TASK DESCRIPTION:
Give back each entry unchanged, minus pictures.

(Code that builds pages)
◆ ◆ ◆ ◆

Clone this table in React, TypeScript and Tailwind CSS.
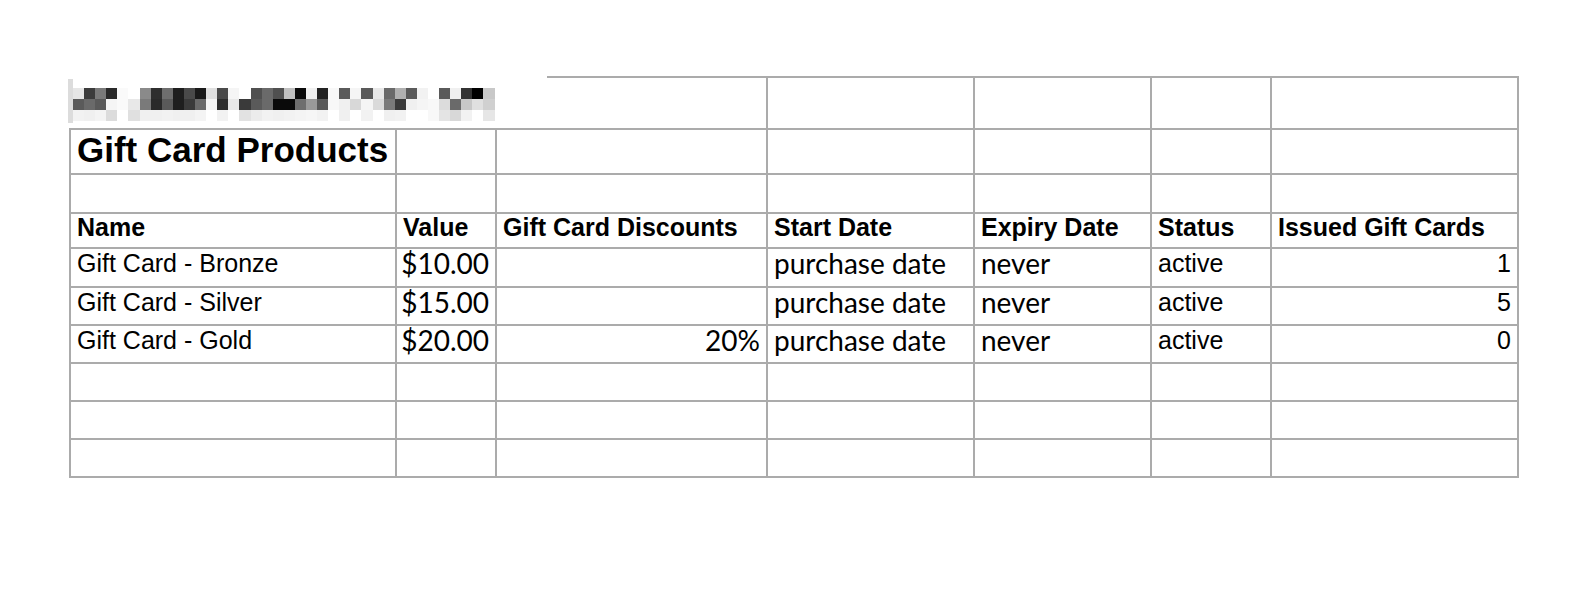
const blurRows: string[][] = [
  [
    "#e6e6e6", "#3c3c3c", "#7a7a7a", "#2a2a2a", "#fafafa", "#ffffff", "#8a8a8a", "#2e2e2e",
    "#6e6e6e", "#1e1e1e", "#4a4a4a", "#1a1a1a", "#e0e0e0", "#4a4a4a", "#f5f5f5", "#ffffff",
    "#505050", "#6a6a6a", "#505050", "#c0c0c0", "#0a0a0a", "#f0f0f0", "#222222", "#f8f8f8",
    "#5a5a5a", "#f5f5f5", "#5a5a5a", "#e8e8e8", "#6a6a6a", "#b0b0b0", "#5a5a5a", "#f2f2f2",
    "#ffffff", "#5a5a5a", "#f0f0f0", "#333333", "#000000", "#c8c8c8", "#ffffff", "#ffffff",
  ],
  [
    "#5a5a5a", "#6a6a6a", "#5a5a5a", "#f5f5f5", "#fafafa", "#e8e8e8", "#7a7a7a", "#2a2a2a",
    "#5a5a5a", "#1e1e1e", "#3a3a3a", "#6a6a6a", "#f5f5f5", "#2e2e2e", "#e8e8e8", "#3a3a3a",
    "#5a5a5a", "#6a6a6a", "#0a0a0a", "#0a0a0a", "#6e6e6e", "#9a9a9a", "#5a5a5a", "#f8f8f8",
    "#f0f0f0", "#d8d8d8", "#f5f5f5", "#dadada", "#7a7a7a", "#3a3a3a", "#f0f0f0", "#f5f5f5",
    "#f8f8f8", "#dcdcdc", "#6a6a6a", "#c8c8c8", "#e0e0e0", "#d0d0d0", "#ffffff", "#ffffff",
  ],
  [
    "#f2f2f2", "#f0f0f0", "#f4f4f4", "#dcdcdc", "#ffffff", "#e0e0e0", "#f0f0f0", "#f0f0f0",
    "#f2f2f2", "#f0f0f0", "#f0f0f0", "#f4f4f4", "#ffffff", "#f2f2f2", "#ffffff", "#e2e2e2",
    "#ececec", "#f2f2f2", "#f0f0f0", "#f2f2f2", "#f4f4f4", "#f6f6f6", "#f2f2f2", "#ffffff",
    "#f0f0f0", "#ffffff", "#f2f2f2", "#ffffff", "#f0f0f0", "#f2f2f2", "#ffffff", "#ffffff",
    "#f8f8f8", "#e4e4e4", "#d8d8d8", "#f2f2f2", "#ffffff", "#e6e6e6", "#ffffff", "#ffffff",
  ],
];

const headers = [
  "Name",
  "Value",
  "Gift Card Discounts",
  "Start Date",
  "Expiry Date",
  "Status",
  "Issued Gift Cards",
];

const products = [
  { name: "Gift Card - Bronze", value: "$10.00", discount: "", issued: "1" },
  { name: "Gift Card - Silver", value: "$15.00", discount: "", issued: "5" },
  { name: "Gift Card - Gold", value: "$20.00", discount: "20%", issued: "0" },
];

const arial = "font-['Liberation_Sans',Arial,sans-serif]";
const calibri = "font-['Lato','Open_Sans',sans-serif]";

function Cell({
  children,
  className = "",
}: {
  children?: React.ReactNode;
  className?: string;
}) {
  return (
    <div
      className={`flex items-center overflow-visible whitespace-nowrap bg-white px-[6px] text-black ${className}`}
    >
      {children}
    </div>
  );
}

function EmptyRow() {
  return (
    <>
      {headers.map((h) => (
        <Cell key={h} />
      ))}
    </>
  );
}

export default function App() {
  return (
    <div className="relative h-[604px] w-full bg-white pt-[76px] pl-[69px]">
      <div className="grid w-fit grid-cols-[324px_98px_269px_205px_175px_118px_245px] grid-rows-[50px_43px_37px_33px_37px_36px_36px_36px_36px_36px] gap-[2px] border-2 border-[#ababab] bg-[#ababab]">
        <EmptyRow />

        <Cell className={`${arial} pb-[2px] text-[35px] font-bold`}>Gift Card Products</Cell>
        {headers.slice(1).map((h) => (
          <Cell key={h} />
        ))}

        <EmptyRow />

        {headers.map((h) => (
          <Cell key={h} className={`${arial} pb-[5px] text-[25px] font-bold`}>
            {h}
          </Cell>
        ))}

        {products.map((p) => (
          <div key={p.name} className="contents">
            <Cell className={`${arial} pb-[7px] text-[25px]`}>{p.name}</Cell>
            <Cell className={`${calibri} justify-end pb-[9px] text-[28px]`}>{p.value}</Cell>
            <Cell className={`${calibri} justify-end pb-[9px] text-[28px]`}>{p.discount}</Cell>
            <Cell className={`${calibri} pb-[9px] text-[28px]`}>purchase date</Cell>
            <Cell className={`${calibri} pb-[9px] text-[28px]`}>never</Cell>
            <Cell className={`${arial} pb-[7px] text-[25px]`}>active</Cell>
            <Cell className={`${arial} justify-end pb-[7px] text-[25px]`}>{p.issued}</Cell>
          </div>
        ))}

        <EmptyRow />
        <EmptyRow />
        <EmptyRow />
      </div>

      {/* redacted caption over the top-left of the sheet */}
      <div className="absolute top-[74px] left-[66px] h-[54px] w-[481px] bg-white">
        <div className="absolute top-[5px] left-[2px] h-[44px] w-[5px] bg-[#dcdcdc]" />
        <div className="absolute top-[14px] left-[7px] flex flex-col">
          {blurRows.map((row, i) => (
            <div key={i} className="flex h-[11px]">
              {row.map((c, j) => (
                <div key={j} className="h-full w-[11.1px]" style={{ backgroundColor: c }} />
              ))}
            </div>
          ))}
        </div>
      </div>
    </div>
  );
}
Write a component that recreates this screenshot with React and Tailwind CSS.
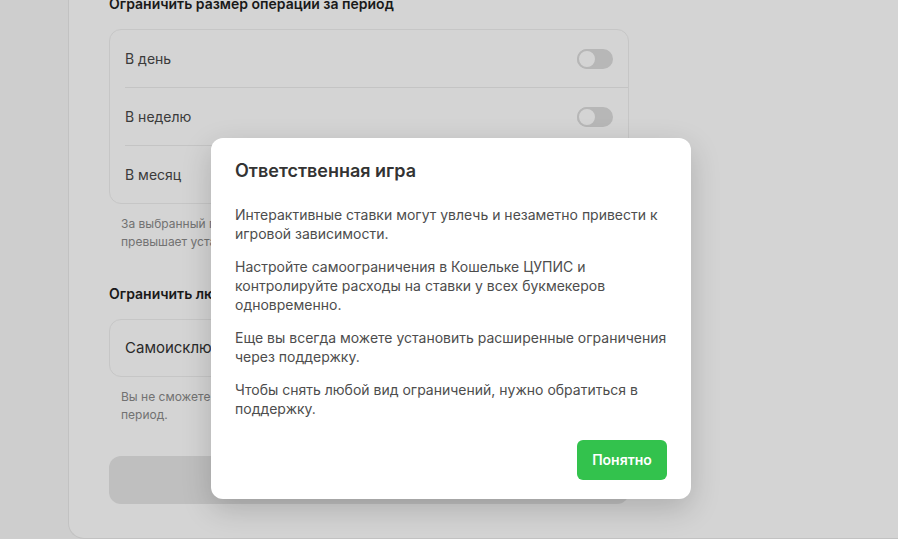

◆ ◆ ◆ ◆

WRITTEN SOLUTION:
Clone this table in React, TypeScript and Tailwind CSS.
const blurRows: string[][] = [
  [
    "#e6e6e6", "#3c3c3c", "#7a7a7a", "#2a2a2a", "#fafafa", "#ffffff", "#8a8a8a", "#2e2e2e",
    "#6e6e6e", "#1e1e1e", "#4a4a4a", "#1a1a1a", "#e0e0e0", "#4a4a4a", "#f5f5f5", "#ffffff",
    "#505050", "#6a6a6a", "#505050", "#c0c0c0", "#0a0a0a", "#f0f0f0", "#222222", "#f8f8f8",
    "#5a5a5a", "#f5f5f5", "#5a5a5a", "#e8e8e8", "#6a6a6a", "#b0b0b0", "#5a5a5a", "#f2f2f2",
    "#ffffff", "#5a5a5a", "#f0f0f0", "#333333", "#000000", "#c8c8c8", "#ffffff", "#ffffff",
  ],
  [
    "#5a5a5a", "#6a6a6a", "#5a5a5a", "#f5f5f5", "#fafafa", "#e8e8e8", "#7a7a7a", "#2a2a2a",
    "#5a5a5a", "#1e1e1e", "#3a3a3a", "#6a6a6a", "#f5f5f5", "#2e2e2e", "#e8e8e8", "#3a3a3a",
    "#5a5a5a", "#6a6a6a", "#0a0a0a", "#0a0a0a", "#6e6e6e", "#9a9a9a", "#5a5a5a", "#f8f8f8",
    "#f0f0f0", "#d8d8d8", "#f5f5f5", "#dadada", "#7a7a7a", "#3a3a3a", "#f0f0f0", "#f5f5f5",
    "#f8f8f8", "#dcdcdc", "#6a6a6a", "#c8c8c8", "#e0e0e0", "#d0d0d0", "#ffffff", "#ffffff",
  ],
  [
    "#f2f2f2", "#f0f0f0", "#f4f4f4", "#dcdcdc", "#ffffff", "#e0e0e0", "#f0f0f0", "#f0f0f0",
    "#f2f2f2", "#f0f0f0", "#f0f0f0", "#f4f4f4", "#ffffff", "#f2f2f2", "#ffffff", "#e2e2e2",
    "#ececec", "#f2f2f2", "#f0f0f0", "#f2f2f2", "#f4f4f4", "#f6f6f6", "#f2f2f2", "#ffffff",
    "#f0f0f0", "#ffffff", "#f2f2f2", "#ffffff", "#f0f0f0", "#f2f2f2", "#ffffff", "#ffffff",
    "#f8f8f8", "#e4e4e4", "#d8d8d8", "#f2f2f2", "#ffffff", "#e6e6e6", "#ffffff", "#ffffff",
  ],
];

const headers = [
  "Name",
  "Value",
  "Gift Card Discounts",
  "Start Date",
  "Expiry Date",
  "Status",
  "Issued Gift Cards",
];

const products = [
  { name: "Gift Card - Bronze", value: "$10.00", discount: "", issued: "1" },
  { name: "Gift Card - Silver", value: "$15.00", discount: "", issued: "5" },
  { name: "Gift Card - Gold", value: "$20.00", discount: "20%", issued: "0" },
];

const arial = "font-['Liberation_Sans',Arial,sans-serif]";
const calibri = "font-['Lato','Open_Sans',sans-serif]";

function Cell({
  children,
  className = "",
}: {
  children?: React.ReactNode;
  className?: string;
}) {
  return (
    <div
      className={`flex items-center overflow-visible whitespace-nowrap bg-white px-[6px] text-black ${className}`}
    >
      {children}
    </div>
  );
}

function EmptyRow() {
  return (
    <>
      {headers.map((h) => (
        <Cell key={h} />
      ))}
    </>
  );
}

export default function App() {
  return (
    <div className="relative h-[604px] w-full bg-white pt-[76px] pl-[69px]">
      <div className="grid w-fit grid-cols-[324px_98px_269px_205px_175px_118px_245px] grid-rows-[50px_43px_37px_33px_37px_36px_36px_36px_36px_36px] gap-[2px] border-2 border-[#ababab] bg-[#ababab]">
        <EmptyRow />

        <Cell className={`${arial} pb-[2px] text-[35px] font-bold`}>Gift Card Products</Cell>
        {headers.slice(1).map((h) => (
          <Cell key={h} />
        ))}

        <EmptyRow />

        {headers.map((h) => (
          <Cell key={h} className={`${arial} pb-[5px] text-[25px] font-bold`}>
            {h}
          </Cell>
        ))}

        {products.map((p) => (
          <div key={p.name} className="contents">
            <Cell className={`${arial} pb-[7px] text-[25px]`}>{p.name}</Cell>
            <Cell className={`${calibri} justify-end pb-[9px] text-[28px]`}>{p.value}</Cell>
            <Cell className={`${calibri} justify-end pb-[9px] text-[28px]`}>{p.discount}</Cell>
            <Cell className={`${calibri} pb-[9px] text-[28px]`}>purchase date</Cell>
            <Cell className={`${calibri} pb-[9px] text-[28px]`}>never</Cell>
            <Cell className={`${arial} pb-[7px] text-[25px]`}>active</Cell>
            <Cell className={`${arial} justify-end pb-[7px] text-[25px]`}>{p.issued}</Cell>
          </div>
        ))}

        <EmptyRow />
        <EmptyRow />
        <EmptyRow />
      </div>

      {/* redacted caption over the top-left of the sheet */}
      <div className="absolute top-[74px] left-[66px] h-[54px] w-[481px] bg-white">
        <div className="absolute top-[5px] left-[2px] h-[44px] w-[5px] bg-[#dcdcdc]" />
        <div className="absolute top-[14px] left-[7px] flex flex-col">
          {blurRows.map((row, i) => (
            <div key={i} className="flex h-[11px]">
              {row.map((c, j) => (
                <div key={j} className="h-full w-[11.1px]" style={{ backgroundColor: c }} />
              ))}
            </div>
          ))}
        </div>
      </div>
    </div>
  );
}
Write a component that recreates this screenshot with React and Tailwind CSS.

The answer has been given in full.